J’avais eu connaissance de cette lettre et du transport de douleur, poussé presque jusqu’à la fureur, qu’elle avait causé à Georgine. J’interrogeai avec réticence madame de Krüdener à ce sujet ; elle l’aborda franchement et me raconta tout ce que je viens de répéter.

Je me rappelle une scène assez comique dont je fus témoin chez elle. Nous nous y trouvâmes sept ou huit personnes réunies un matin. Elle nous parlait, de son ton inspiré, des vertus surnaturelles de l’empereur Alexandre et elle vantait beaucoup le courage avec lequel il renonçait à son intimité avec madame de Narishkine, sacrifiant ainsi à ses devoirs ses sentiments les plus chers et une liaison de seize années.

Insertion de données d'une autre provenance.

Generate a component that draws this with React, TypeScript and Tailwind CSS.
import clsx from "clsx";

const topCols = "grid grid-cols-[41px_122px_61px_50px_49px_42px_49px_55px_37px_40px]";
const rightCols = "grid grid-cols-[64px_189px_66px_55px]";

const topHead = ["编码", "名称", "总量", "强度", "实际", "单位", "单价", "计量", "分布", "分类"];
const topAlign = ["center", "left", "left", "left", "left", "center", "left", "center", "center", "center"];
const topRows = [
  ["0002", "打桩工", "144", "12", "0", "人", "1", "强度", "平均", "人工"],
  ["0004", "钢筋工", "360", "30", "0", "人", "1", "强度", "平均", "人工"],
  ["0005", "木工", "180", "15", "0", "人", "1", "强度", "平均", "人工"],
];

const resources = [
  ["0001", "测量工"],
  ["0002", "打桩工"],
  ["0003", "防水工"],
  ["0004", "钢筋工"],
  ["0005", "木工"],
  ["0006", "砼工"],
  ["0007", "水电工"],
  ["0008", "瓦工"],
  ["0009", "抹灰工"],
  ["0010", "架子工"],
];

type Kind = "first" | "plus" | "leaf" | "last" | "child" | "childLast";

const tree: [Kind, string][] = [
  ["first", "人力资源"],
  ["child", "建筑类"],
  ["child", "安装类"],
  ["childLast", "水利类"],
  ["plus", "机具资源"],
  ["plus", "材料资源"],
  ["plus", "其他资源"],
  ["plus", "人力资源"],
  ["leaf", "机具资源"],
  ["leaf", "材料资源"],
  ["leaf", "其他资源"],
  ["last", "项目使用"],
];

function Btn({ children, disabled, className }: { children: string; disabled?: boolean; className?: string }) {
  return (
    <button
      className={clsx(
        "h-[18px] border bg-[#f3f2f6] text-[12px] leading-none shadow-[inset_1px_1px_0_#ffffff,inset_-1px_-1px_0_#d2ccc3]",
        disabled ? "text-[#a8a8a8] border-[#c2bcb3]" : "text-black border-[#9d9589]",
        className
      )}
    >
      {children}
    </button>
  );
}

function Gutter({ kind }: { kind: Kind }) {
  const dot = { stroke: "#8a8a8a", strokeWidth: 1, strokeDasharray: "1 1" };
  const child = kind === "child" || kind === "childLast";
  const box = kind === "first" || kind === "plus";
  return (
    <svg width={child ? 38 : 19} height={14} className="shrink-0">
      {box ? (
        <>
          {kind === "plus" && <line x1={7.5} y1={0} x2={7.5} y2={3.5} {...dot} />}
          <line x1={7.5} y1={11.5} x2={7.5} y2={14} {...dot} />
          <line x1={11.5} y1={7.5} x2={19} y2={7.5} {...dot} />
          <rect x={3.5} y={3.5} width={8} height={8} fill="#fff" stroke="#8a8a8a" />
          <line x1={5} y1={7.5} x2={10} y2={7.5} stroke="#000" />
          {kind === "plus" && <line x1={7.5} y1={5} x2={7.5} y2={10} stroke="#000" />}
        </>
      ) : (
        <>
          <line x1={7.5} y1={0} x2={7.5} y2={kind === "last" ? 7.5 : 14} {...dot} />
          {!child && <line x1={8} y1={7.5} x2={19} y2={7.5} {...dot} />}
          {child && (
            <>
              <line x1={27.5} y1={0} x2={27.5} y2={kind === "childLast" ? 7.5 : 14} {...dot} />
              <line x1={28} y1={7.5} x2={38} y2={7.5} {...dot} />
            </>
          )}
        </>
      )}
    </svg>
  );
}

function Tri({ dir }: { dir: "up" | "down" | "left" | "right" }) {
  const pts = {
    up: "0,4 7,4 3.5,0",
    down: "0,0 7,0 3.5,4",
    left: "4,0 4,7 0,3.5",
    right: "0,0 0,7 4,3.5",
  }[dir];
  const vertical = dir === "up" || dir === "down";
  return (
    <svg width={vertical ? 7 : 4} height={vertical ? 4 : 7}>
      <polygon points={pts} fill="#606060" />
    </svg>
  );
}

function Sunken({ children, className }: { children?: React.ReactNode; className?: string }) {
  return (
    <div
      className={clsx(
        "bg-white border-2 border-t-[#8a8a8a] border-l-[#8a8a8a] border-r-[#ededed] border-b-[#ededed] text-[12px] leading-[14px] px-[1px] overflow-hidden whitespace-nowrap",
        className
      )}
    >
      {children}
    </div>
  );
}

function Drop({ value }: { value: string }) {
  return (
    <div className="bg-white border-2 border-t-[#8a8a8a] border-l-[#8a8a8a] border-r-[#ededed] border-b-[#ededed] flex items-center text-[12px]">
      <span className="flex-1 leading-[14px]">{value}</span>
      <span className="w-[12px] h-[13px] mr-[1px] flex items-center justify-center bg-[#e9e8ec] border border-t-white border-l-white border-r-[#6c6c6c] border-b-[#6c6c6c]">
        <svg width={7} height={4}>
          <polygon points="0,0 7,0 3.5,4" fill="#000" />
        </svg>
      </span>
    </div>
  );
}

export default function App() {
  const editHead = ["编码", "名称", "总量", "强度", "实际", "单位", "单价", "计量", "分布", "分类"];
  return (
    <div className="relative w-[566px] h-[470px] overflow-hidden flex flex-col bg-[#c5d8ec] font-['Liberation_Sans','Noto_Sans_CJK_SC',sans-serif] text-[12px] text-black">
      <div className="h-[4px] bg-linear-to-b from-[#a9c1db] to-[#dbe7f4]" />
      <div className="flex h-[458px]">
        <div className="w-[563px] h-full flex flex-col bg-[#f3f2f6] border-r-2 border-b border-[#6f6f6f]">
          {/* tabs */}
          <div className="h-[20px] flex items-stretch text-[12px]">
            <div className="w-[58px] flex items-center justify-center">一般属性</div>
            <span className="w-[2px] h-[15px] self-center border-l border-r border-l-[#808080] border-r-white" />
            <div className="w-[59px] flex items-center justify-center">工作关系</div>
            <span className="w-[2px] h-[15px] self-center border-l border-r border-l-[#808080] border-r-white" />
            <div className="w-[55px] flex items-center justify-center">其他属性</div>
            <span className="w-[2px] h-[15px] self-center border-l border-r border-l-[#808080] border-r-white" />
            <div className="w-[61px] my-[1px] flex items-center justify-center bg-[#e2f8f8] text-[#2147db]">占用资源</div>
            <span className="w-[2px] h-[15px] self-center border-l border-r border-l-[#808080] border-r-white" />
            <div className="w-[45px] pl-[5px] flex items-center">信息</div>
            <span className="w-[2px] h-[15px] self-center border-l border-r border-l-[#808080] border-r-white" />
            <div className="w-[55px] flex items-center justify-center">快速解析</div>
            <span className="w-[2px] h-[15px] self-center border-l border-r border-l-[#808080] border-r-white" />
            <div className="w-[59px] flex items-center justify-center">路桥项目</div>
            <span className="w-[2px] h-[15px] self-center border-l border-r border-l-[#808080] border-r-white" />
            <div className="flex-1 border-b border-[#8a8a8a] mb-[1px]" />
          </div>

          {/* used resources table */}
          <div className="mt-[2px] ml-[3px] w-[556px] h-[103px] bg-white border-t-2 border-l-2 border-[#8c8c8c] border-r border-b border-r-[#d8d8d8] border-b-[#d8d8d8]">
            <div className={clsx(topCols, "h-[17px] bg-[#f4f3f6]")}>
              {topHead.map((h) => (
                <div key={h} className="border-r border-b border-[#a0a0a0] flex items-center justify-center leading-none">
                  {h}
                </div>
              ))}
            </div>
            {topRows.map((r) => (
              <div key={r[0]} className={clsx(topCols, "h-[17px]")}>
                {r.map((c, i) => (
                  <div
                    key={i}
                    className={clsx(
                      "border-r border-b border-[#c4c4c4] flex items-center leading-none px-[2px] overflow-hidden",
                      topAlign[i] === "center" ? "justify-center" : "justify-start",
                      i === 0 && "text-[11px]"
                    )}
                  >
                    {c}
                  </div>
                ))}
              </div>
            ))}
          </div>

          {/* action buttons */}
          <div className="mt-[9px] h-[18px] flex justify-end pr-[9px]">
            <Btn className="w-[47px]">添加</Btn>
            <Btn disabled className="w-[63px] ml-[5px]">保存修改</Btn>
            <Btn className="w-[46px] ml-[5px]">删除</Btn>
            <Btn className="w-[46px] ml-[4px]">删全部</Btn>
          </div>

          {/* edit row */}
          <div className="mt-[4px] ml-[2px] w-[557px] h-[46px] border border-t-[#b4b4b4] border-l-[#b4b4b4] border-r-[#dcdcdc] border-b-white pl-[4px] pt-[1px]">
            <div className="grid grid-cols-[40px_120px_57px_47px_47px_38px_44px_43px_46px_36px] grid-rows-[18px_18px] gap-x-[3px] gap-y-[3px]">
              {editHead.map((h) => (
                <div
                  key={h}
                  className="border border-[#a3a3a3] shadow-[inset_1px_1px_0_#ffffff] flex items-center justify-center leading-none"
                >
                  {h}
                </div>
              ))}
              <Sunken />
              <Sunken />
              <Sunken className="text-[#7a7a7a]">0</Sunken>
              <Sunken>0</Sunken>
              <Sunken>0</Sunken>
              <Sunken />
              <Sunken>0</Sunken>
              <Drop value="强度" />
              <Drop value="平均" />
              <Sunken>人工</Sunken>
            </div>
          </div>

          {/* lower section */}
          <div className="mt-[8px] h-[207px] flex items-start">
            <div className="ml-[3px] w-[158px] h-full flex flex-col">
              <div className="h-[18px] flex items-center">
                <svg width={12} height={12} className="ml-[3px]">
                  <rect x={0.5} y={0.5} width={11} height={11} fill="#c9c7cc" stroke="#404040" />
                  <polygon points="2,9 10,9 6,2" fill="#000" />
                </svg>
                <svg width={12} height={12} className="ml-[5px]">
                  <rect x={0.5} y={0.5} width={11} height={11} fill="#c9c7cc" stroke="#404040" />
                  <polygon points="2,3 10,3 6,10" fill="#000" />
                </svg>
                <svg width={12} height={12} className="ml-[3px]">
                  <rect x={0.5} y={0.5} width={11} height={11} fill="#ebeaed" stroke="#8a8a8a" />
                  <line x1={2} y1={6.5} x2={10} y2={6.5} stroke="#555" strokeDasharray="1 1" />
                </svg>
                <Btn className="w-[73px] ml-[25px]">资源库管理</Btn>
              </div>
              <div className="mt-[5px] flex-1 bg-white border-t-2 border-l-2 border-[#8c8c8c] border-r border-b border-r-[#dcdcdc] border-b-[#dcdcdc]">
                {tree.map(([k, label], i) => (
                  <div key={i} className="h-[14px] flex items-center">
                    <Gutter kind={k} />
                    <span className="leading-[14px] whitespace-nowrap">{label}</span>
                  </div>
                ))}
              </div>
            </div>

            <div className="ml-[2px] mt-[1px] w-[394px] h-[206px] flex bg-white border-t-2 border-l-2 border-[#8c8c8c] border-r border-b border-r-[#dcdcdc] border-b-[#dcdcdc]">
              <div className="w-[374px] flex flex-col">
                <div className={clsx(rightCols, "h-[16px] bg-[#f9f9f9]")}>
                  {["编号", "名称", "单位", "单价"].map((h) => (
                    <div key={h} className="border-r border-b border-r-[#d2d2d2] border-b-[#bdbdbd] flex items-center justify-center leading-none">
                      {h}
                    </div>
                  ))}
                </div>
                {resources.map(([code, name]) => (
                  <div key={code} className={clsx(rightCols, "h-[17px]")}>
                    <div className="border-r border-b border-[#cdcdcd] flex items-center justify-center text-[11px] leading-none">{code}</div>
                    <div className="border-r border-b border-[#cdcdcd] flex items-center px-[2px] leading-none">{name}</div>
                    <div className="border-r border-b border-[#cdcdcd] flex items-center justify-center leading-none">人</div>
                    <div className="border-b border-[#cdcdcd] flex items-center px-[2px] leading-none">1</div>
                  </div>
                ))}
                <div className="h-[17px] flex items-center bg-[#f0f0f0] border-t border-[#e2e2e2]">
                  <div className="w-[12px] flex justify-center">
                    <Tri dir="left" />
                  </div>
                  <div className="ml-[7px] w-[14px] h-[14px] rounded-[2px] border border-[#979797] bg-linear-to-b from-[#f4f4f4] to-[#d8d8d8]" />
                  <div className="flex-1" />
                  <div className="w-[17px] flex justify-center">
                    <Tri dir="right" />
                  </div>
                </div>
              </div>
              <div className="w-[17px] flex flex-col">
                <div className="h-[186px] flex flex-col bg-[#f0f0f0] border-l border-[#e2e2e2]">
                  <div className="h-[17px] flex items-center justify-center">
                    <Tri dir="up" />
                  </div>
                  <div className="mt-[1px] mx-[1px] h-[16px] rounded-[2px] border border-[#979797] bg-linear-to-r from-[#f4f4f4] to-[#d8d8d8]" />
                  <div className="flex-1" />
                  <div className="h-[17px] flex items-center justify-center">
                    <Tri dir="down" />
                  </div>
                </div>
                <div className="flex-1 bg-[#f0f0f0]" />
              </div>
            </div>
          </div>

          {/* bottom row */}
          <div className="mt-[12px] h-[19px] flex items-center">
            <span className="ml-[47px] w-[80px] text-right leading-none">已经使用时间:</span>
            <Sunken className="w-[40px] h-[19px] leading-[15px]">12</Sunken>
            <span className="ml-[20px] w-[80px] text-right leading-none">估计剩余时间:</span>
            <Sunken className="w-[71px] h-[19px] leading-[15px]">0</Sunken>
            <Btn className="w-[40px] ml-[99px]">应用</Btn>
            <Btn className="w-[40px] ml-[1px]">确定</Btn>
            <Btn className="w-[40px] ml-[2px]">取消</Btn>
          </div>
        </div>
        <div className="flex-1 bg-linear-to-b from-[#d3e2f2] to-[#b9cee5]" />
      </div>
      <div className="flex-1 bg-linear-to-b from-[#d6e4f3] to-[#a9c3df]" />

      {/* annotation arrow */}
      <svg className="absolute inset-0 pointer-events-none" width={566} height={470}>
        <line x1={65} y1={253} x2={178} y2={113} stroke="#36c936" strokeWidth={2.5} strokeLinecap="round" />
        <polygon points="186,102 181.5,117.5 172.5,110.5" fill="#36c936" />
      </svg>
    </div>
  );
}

« Hélas ! s’écria Elzéar de Sabran (avec une expression de componction inimitable), hélas ! quelquefois, en ce genre, on renonce plus facilement à une liaison de seize années qu’à une de seize journées ! »

Nous partîmes tous d’un éclat de rire, et madame de Krüdener nous en donna l’exemple ; mais bientôt, reprenant son rôle, elle se retira au bout de la chambre comme pour faire excuse à la voix de cette incongruité.